ROWS:
•••

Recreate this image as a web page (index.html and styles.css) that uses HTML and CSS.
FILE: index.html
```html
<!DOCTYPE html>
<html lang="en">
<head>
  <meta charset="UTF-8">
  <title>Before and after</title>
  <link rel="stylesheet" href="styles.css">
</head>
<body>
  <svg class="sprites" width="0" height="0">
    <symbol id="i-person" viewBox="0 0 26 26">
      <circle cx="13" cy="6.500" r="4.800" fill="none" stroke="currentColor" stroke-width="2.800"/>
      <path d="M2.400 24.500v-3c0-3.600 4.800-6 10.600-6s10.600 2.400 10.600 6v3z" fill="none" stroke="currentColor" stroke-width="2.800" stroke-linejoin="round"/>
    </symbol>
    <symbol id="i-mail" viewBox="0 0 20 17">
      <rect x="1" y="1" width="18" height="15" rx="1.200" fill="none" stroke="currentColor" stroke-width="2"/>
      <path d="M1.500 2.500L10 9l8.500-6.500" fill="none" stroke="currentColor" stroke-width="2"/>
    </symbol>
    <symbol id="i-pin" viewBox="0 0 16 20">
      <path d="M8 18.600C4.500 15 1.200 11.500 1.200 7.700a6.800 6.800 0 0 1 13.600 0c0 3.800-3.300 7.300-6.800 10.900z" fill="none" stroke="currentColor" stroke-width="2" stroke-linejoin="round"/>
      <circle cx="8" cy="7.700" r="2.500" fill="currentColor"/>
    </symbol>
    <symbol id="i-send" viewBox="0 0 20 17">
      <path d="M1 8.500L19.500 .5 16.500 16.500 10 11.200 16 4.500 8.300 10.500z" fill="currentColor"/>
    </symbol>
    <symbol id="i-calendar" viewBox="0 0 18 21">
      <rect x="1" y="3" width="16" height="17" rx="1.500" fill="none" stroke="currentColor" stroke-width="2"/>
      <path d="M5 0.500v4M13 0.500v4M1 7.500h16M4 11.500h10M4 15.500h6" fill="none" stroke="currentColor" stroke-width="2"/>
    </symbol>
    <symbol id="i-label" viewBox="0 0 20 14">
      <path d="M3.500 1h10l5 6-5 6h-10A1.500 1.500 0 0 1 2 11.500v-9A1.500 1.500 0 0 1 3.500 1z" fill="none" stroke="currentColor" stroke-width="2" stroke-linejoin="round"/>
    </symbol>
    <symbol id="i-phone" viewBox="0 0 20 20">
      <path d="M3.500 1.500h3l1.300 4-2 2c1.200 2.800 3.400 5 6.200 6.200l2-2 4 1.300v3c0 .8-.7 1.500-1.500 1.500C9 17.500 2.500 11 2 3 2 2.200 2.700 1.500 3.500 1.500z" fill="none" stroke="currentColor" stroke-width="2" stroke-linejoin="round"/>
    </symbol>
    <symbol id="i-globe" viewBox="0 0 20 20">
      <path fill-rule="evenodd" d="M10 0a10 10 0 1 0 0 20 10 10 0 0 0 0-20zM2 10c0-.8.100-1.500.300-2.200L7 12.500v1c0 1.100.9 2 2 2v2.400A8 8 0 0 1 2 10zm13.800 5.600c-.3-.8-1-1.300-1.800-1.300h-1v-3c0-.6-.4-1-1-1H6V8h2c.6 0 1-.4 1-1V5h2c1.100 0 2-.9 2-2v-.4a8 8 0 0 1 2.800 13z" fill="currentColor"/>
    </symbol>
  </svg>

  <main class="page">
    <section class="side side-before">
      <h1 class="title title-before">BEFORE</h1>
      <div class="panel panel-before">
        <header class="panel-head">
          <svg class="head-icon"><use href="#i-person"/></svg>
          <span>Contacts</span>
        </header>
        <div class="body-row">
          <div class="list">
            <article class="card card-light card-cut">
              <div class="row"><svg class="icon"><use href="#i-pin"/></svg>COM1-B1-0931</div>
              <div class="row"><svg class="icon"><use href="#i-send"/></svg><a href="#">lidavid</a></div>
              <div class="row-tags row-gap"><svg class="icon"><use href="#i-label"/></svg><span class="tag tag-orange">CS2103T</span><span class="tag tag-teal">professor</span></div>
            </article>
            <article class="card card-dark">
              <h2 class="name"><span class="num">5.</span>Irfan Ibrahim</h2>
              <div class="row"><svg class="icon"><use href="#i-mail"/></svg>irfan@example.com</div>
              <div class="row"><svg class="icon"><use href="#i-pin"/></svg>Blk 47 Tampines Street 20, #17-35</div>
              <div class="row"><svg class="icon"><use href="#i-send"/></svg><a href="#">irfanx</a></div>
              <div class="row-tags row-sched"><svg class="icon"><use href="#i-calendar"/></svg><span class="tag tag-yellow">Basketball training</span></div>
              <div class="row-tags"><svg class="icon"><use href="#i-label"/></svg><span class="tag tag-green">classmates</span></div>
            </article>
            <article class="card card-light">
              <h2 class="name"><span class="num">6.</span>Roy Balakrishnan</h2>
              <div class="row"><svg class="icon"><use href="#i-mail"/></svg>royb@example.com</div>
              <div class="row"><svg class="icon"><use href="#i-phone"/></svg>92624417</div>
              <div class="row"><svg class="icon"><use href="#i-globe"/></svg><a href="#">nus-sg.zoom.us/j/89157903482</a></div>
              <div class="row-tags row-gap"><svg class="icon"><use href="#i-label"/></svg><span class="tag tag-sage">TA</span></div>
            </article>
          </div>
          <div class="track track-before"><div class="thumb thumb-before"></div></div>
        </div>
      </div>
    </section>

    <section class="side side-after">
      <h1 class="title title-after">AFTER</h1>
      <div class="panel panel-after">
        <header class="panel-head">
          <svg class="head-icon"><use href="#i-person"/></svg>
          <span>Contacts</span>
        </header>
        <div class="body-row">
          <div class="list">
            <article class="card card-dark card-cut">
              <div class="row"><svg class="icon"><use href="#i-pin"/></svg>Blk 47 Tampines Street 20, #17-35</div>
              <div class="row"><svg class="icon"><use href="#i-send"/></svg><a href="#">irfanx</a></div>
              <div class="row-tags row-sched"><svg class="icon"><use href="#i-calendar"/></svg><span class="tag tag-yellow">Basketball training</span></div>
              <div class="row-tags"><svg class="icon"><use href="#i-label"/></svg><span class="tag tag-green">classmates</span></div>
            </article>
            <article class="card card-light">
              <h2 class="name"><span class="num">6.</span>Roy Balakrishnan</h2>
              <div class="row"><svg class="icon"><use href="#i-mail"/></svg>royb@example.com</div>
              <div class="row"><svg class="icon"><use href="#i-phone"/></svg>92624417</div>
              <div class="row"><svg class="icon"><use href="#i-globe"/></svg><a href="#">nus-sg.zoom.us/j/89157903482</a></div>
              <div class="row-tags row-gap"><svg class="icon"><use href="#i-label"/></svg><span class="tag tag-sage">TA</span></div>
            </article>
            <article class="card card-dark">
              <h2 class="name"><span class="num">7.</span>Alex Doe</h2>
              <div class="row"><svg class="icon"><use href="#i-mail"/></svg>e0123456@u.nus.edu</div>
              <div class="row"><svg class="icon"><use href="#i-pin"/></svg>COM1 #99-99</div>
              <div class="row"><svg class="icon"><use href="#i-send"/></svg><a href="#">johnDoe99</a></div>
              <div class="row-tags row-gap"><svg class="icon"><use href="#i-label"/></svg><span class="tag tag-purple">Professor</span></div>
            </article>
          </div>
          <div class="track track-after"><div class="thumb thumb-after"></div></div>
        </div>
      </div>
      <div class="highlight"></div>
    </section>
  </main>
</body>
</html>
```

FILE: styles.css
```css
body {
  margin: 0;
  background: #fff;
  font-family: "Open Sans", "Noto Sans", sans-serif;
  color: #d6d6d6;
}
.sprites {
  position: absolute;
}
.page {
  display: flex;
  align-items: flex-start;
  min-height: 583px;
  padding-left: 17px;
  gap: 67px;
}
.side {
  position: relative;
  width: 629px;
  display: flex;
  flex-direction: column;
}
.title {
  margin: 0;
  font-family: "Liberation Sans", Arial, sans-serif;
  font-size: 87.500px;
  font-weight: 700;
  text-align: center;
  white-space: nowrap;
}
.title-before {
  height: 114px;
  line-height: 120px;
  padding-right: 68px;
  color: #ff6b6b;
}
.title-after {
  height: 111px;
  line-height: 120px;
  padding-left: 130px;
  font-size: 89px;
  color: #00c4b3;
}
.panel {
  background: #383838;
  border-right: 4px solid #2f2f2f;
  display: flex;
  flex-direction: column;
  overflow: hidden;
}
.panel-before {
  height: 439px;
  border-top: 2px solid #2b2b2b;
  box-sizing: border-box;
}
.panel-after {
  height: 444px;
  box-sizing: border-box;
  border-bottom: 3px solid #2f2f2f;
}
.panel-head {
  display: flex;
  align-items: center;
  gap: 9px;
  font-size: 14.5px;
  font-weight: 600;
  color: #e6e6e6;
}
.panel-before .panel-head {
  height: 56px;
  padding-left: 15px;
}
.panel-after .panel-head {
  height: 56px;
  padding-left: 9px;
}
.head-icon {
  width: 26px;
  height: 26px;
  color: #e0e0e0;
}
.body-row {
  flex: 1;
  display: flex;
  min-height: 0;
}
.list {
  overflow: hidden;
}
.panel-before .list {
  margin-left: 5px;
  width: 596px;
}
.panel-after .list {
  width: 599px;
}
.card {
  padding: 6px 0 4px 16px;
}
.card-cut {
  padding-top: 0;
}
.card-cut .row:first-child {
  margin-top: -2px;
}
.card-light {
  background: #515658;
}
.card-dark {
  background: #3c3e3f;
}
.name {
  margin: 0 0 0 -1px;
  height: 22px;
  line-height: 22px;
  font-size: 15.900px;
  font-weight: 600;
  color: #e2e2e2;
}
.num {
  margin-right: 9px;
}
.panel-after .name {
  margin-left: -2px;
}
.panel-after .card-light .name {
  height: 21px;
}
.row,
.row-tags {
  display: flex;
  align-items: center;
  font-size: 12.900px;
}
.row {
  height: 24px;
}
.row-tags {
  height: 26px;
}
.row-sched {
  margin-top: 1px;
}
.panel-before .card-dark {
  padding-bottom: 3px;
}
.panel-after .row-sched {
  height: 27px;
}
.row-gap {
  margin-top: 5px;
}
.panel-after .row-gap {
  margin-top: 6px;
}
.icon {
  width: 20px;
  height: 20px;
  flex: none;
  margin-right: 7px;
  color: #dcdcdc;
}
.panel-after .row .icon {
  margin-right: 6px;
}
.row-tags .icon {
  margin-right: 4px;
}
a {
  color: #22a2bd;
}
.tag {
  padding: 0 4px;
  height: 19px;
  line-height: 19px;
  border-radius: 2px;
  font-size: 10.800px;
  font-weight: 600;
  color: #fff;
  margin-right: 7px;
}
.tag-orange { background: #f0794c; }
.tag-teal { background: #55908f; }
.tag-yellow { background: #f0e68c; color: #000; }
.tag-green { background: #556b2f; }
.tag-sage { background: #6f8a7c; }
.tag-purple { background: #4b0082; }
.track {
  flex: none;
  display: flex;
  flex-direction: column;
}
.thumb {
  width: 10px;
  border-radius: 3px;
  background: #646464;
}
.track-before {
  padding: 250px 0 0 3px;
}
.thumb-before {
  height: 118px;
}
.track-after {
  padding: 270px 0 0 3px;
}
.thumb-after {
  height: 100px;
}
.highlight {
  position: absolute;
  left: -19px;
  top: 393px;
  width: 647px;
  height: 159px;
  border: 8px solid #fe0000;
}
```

•••

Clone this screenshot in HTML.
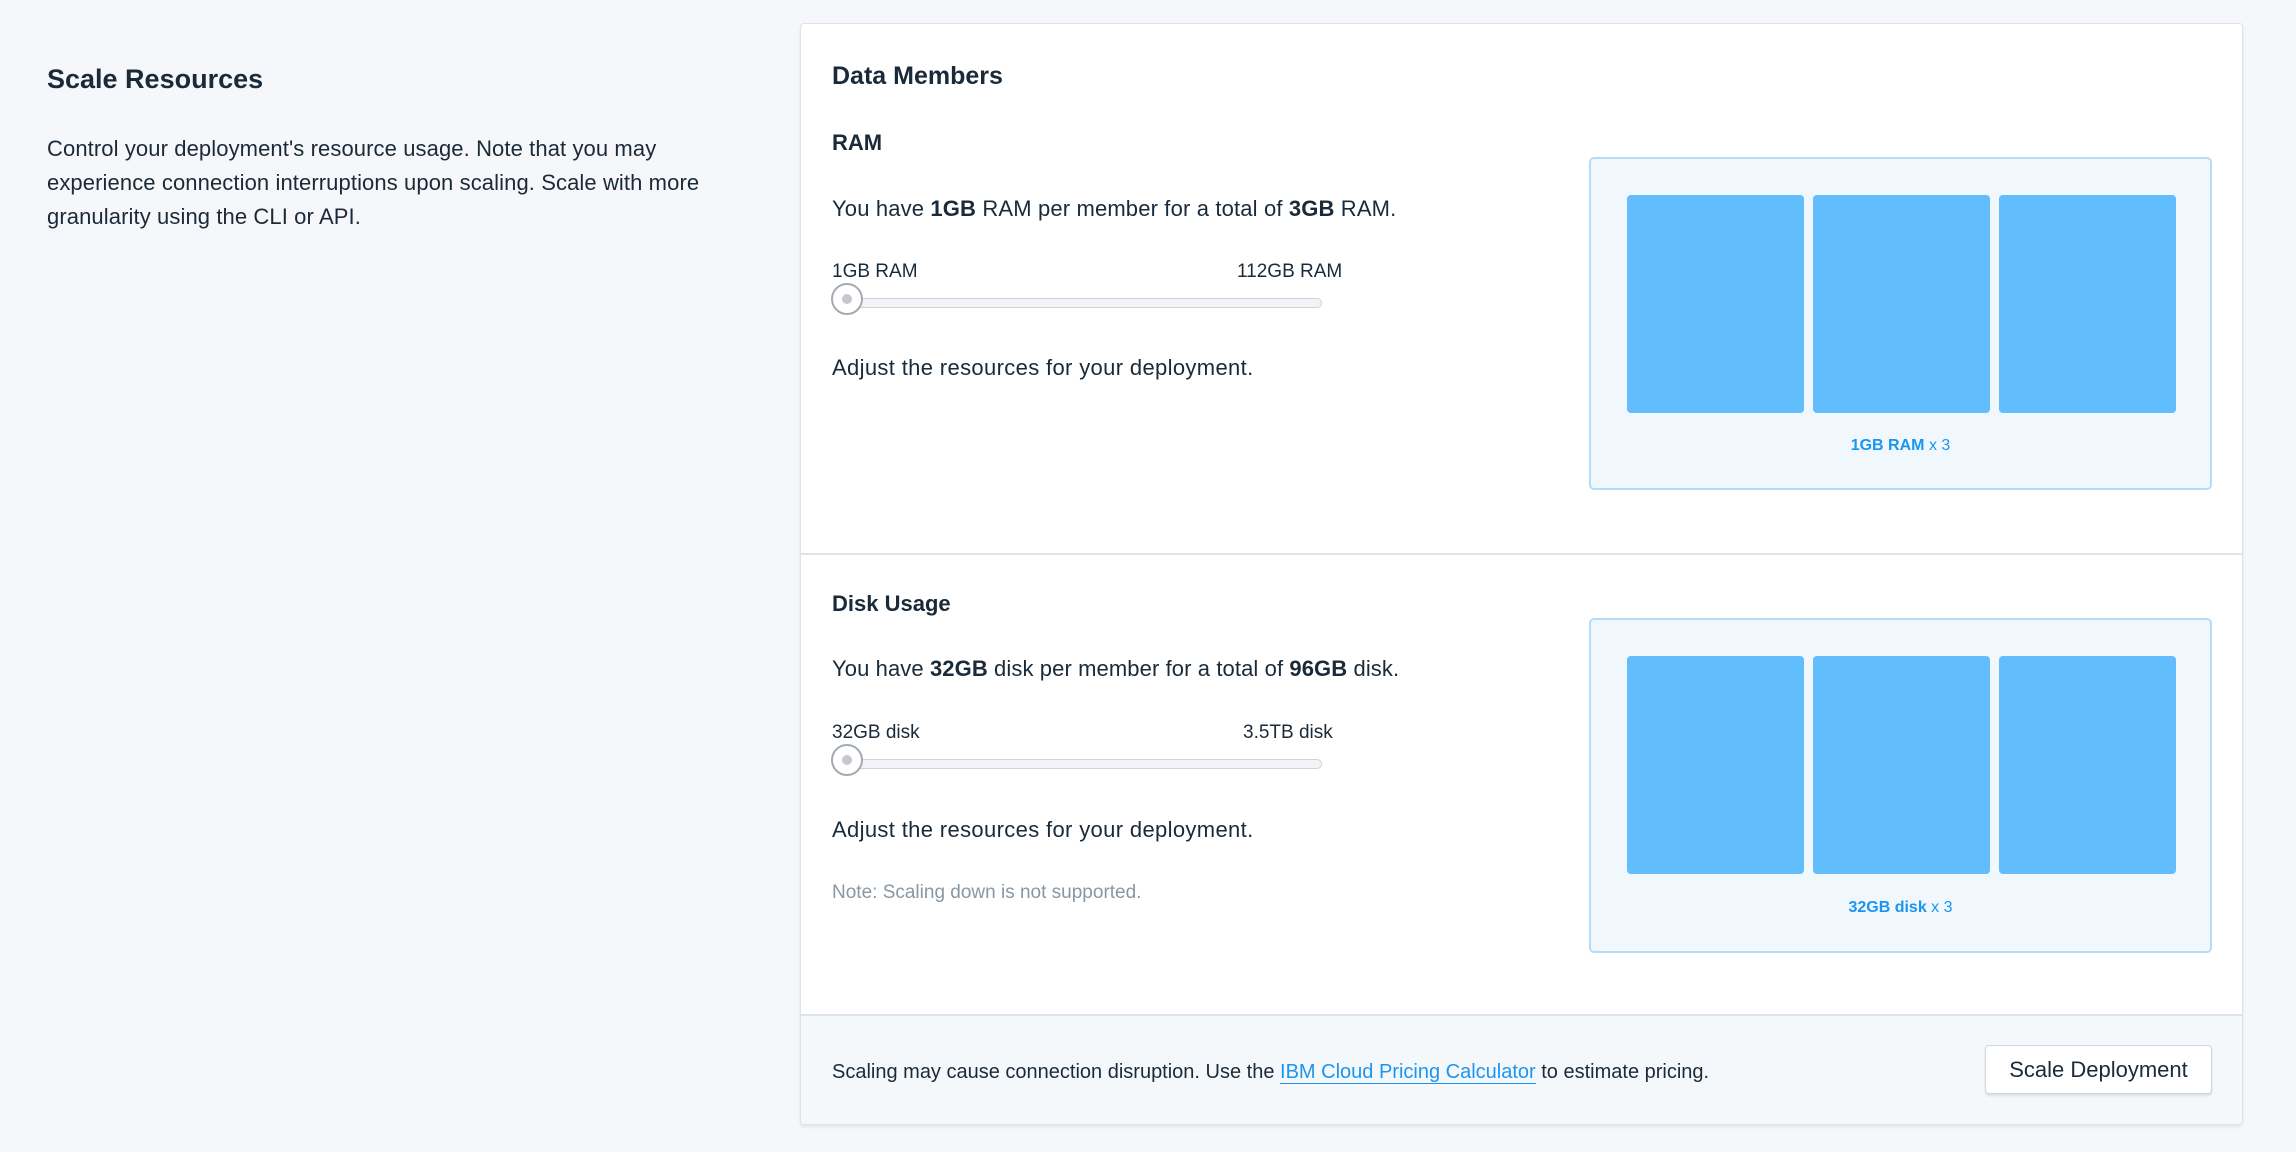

•••

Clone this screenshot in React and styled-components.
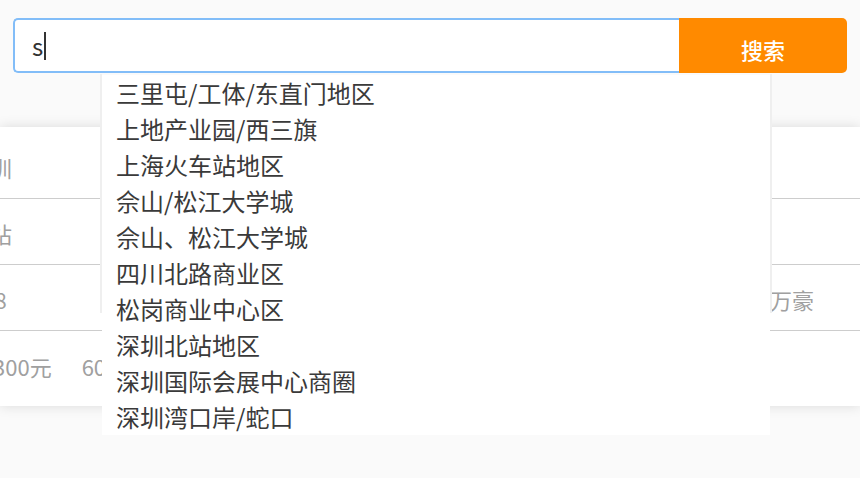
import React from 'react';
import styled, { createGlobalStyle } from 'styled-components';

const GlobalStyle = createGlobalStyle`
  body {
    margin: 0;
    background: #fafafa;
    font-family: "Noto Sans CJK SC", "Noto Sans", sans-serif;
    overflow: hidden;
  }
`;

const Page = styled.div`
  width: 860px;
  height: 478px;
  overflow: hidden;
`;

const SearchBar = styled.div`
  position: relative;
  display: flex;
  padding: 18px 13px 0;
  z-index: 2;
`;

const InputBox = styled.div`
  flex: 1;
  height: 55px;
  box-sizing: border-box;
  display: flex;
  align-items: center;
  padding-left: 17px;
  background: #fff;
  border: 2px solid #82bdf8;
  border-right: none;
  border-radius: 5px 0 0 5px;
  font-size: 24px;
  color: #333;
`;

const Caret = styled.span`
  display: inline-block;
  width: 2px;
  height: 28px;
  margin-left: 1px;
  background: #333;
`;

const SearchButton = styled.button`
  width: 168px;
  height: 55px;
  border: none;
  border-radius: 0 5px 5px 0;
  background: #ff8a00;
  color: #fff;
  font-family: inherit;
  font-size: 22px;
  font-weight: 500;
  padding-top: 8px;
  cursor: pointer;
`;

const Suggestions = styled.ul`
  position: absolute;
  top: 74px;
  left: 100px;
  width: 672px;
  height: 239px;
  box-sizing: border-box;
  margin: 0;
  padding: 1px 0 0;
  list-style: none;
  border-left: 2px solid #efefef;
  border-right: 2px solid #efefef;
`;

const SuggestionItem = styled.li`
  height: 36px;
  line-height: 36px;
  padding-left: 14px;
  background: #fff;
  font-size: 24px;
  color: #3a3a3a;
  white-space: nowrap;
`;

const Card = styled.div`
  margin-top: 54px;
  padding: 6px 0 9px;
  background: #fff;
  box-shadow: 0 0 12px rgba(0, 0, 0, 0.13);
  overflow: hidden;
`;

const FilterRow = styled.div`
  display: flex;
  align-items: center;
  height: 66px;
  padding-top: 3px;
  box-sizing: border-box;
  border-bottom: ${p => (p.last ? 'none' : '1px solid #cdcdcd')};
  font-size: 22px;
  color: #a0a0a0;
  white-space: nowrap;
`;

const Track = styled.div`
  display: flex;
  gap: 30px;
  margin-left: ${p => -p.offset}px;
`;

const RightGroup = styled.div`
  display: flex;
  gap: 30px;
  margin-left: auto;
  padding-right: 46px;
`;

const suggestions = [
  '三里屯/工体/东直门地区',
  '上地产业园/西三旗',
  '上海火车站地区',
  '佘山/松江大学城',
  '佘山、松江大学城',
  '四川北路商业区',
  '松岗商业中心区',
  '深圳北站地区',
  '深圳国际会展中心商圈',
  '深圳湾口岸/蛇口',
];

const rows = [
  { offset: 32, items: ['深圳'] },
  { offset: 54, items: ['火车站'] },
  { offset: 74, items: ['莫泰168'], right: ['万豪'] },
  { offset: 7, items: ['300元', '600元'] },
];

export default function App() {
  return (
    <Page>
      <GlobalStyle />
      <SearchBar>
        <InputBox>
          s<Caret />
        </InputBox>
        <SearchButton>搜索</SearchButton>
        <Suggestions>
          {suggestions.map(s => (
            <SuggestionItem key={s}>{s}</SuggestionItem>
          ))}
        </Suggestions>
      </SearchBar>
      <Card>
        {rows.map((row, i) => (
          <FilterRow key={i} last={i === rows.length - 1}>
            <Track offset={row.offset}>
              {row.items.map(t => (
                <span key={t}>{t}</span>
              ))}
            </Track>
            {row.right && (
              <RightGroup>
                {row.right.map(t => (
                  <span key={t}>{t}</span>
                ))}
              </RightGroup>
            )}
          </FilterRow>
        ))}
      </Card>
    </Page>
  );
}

•••

WORK INSTRUCTIONS: Go through the records above and copy every line with the word "this".

COMPLETED TASK:
Recreate this image as a web page (index.html and styles.css) that uses HTML and CSS.
Clone this screenshot in HTML.
Clone this screenshot in React and styled-components.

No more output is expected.